Jaws drop at Williams' nose
F1 has produced a number of weird and wonderful aerodynamic solutions over the years, but one of the stranger interpretations to appear in pre-season testing was Williams’ ‘walrus’ nose in 2004. The FW26 featured a unique solution to the front-end design, aiming to push more air to the underside of the car. A rough start to the season followed, with Williams chalking up more disqualifications than podiums in the first half of the campaign. For Hungary, a significant redesign of the car was pushed through, with the walrus nose being ditched in favour of a more traditional design. Williams went on to win the final race of the year in Brazil with Juan Pablo Montoya.

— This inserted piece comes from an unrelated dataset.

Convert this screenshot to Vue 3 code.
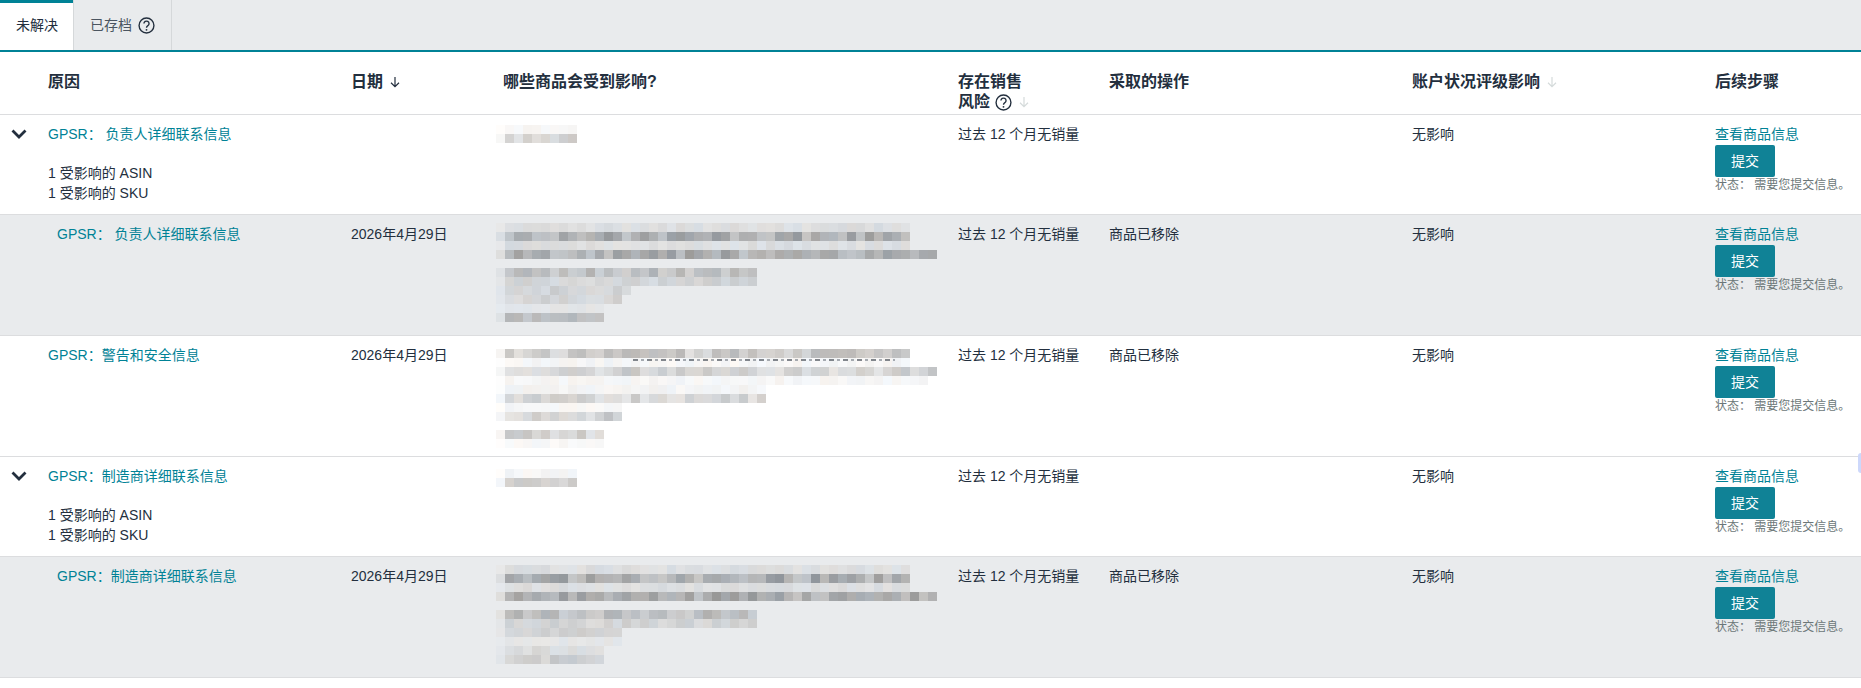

Fernando Alonso's unsolved mystery
Fernando Alonso's Spanish shunt is one of the stranger tales to come out of F1 testing in recent years... and one that still poses questions. Whilst testing for McLaren in Barcelona two years ago, Alonso crashed at Turn 3, with the size of the shunt resulting in a visit to hospital. Alonso was kept in overnight, allegedly as a precaution, and the crash was blamed on a gust of wind. But more details gradually came out. McLaren chief Ron Dennis initially said Alonso was concussed, only to later clarify that this was not that case and that he was instead briefly knocked unconscious. Conspiracy theories were banded about as Alonso was forced to miss the final pre-season test and the first race of the year, but he eventually returned for the Malaysian Grand Prix - where he duly said that he had suffered a concussion. Becoming folklore in the F1 paddock (in other words, something of a joke) and coming at a particularly sensitive time for McLaren and new partners Honda, we wait for the day when we get a clear version of what actually happened.
www.hasstrollcrashedyet.com
The past few days have been rough for F1 rookie Lance Stroll. Despite being given more preparation than any debutant in the last decade of racing by virtue of a remarkably extensive private test programme, 18-year-old Stroll suffered a spin during his first run in the 2017-spec Williams FW40 on Tuesday, damaging the car. A lack of spares meant the team had to end its running, with Stroll being given time on Wednesday to make up the lost time. Stroll completed 98 laps, but his outing was blighted by two off-track excursions, the latter being a crash that once caused damage to the car. It forced Williams to end its test appearance a day early, and raised early concerns in the paddock about Stroll’s suitability for an F1 seat. Somewhat harshly, it also yielded hasstrollcrashedyet.com, the follow-up to hasmaldonadocrashedtoday.com. The step up from F3 to F1 is big, particularly in 2017 - so the jury should not be out on Stroll just yer. Nevertheless, early struggles after completing nearly four year’s worth of grand prix distances privately isn’t the best first impression for Stroll to make.